Galien-Laloue is known and widely collected as a School of Paris or Belle Epoque painter. Most people are familiar with his Parisian street scenes, which are similar to those of Luigi Loir and Edouard Cortes. They are often works on paper done with watercolor and gouache, though he is known to have worked in a multitude of media including pen, pencil and ink, and oil.
Born in Paris in 1854, Galien-Laloue studied under Charles Laloue. He made his debut at the Salon des Artistes Francais in 1877, and continued throughout his years to show his works there with great success. In recent years, his work has enjoyed an international resurgence in popularity.
The artist was under contract to particular galleries and not allowed to show with others, he often painted under aliases. This allowed him to have artistic freedom beyond his commercial street scenes. An alias gave him the ability to sell his more serious works, and to make sales outside his dealer's gallery. He signed many oils with names such as Galiani and Lieven.
Galien-Laloue was prolific and painted in many different styles throughout his career. He was a versatile painter and it should be noted that this was partially because he was such a superb and facile draftsman.

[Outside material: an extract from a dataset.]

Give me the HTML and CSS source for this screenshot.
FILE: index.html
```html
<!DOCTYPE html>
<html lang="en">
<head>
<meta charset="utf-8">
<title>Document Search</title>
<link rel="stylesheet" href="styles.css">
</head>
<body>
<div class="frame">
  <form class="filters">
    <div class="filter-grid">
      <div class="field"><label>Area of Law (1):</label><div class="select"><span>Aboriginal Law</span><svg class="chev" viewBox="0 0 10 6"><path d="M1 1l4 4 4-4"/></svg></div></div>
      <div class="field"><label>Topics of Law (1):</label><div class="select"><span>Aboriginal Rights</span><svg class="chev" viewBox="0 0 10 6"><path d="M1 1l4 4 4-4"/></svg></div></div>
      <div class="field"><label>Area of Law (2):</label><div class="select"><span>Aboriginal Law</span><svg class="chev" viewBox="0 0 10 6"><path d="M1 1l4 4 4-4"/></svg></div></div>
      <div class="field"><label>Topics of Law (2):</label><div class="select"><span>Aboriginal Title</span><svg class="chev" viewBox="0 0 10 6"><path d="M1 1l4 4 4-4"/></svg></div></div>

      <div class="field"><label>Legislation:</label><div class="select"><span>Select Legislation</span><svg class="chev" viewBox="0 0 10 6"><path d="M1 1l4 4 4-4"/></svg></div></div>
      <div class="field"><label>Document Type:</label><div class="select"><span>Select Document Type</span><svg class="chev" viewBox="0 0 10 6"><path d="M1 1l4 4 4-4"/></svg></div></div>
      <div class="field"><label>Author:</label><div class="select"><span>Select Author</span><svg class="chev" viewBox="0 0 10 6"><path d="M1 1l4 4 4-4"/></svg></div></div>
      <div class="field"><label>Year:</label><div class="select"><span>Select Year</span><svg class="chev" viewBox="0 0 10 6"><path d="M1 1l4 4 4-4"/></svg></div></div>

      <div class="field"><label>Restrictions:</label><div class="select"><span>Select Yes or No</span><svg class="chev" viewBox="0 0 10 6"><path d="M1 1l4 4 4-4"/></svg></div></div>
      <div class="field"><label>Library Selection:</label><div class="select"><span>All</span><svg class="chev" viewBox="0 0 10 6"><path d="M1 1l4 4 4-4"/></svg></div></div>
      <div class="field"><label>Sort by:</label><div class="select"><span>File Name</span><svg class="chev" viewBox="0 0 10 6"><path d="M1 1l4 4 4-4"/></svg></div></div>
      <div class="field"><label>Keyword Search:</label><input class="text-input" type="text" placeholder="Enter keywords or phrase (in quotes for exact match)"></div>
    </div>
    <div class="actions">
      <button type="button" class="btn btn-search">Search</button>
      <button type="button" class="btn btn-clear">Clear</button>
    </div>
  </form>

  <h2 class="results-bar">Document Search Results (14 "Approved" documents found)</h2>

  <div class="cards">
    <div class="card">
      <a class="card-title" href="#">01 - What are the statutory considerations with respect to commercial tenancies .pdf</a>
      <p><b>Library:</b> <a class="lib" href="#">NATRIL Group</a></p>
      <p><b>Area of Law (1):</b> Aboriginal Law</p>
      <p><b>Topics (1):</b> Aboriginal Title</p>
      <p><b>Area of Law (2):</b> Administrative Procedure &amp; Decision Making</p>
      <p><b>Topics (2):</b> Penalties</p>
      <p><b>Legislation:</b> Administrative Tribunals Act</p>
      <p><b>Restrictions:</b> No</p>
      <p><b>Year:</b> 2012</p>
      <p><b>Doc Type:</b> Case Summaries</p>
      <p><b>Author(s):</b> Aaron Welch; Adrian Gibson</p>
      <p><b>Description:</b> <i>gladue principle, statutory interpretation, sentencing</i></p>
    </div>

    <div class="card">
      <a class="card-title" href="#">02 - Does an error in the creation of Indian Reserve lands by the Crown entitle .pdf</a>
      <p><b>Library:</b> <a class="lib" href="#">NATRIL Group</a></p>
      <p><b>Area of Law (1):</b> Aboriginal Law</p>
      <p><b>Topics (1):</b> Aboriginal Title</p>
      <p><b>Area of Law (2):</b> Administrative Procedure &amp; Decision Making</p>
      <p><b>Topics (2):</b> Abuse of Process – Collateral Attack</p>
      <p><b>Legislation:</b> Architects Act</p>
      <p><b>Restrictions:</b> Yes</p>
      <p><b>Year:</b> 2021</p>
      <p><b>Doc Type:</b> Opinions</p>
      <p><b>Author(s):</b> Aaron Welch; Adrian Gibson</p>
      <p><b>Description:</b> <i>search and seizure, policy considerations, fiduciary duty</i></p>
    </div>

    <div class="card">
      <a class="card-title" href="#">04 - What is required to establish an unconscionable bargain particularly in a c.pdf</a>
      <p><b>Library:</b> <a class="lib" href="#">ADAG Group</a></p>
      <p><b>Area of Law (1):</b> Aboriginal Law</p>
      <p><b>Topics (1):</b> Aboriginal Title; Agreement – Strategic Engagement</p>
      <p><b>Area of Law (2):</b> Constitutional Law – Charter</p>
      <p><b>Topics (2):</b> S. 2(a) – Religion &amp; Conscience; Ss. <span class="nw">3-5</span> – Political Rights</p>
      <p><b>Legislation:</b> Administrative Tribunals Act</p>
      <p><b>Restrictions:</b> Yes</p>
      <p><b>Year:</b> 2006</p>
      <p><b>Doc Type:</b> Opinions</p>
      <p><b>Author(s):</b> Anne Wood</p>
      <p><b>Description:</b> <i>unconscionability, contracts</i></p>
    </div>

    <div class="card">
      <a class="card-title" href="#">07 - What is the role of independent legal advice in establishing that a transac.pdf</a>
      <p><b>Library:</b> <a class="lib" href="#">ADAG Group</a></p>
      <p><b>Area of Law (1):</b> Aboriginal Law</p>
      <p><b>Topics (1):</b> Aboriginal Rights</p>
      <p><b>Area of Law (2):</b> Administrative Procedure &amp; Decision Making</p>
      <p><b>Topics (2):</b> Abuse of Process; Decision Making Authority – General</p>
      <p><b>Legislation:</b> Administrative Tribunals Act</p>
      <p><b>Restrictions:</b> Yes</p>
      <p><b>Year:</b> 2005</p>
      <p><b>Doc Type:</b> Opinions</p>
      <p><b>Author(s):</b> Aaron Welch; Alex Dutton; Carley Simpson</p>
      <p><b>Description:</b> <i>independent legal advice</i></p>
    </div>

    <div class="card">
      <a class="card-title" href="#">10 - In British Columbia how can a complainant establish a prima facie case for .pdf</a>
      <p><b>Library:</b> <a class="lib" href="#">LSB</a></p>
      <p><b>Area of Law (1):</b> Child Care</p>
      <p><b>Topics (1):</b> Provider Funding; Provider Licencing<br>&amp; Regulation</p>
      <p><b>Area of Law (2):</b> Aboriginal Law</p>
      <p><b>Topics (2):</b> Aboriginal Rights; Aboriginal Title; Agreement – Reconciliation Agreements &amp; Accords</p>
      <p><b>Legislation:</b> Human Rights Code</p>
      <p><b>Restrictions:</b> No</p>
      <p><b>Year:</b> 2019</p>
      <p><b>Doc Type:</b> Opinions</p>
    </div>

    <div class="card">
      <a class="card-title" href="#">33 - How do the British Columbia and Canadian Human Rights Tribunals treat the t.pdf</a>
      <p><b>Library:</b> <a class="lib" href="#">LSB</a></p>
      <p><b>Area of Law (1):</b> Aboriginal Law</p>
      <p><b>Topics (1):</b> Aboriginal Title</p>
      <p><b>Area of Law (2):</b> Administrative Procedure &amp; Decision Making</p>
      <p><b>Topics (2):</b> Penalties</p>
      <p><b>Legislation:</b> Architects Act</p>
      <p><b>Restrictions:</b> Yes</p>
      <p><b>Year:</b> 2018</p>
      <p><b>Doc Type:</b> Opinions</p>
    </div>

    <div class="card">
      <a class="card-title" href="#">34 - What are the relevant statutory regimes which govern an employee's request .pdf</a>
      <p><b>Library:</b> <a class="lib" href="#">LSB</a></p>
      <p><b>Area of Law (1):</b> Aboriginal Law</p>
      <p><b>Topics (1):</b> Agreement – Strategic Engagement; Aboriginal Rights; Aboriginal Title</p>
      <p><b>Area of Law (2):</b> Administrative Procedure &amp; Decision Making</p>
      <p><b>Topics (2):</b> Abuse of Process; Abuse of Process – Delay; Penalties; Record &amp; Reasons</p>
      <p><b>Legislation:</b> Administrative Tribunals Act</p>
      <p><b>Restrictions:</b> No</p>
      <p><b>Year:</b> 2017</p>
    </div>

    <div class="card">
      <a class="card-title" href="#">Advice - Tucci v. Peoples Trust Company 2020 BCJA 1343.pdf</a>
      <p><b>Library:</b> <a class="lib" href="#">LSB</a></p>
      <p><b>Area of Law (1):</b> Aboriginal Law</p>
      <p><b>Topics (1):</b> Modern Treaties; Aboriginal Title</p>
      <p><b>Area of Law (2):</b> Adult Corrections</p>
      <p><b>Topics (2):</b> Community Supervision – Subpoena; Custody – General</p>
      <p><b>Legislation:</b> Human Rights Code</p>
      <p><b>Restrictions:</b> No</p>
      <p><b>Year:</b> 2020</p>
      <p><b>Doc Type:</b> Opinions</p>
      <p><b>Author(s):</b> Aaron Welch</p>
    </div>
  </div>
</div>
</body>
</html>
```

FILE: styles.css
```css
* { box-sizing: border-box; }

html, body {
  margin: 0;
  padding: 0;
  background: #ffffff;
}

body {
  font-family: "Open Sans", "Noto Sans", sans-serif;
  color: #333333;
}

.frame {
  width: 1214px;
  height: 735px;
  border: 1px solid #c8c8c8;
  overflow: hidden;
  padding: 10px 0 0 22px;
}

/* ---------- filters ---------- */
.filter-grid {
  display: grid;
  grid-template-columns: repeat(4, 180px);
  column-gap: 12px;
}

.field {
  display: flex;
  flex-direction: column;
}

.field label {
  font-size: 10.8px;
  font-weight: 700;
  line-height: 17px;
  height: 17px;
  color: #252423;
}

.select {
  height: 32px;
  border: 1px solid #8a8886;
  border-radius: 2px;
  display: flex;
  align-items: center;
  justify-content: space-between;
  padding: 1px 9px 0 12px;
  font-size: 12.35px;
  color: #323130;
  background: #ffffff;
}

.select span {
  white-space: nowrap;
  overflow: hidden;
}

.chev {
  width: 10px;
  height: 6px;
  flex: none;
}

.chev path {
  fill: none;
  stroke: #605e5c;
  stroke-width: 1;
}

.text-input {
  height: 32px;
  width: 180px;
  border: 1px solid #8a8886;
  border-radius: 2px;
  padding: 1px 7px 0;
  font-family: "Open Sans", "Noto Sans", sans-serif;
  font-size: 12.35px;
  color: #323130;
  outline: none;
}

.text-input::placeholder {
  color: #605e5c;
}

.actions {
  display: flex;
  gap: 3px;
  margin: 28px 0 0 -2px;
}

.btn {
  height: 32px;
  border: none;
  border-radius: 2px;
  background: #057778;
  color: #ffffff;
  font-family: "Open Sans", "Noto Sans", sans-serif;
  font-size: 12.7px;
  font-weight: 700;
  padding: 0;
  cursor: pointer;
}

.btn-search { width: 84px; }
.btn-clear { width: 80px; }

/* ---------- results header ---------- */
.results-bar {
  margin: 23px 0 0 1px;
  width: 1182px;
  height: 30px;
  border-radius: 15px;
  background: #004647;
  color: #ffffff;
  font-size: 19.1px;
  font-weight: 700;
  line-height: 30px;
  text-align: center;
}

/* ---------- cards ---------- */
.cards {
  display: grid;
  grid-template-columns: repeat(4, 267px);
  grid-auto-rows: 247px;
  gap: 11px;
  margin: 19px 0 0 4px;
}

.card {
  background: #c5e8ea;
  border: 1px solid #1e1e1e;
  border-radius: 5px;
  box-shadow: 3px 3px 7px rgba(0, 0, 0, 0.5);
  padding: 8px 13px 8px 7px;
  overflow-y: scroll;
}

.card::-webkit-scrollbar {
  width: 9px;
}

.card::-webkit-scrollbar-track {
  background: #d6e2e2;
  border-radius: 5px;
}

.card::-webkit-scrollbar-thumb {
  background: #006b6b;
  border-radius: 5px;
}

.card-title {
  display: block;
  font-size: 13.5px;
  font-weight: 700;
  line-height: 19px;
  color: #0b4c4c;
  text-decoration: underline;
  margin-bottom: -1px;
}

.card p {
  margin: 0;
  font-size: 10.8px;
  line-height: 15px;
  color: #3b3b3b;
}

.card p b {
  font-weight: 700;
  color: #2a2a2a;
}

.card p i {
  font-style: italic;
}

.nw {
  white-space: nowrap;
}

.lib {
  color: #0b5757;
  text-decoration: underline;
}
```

The painters of Parisian street scenes form a genre all its own, and paintings of this ilk still decorate Paris squares, bridges, and sidewalks. The historically artistic areas of Paris, such as Monmartre, are literally bursting at the seams with such street scenes and quaint stalls, complete with a man who is unmistakably the artist himself, often painting happily away as the tourists amble past. But a painter of this nature during the time of the Belle Epoque surely feasted on a different Paris. Galien-Laloue was painting in an electrifying city, a city that was the artistic and cultural center of the world, a city in which ladies of high fashion paraded about streets that were for the first time being freshly populated by omnibuses and cabs. The entertainment and nightlife of Paris was unequaled by any other city in the world and Galien-Laloue captured that moment.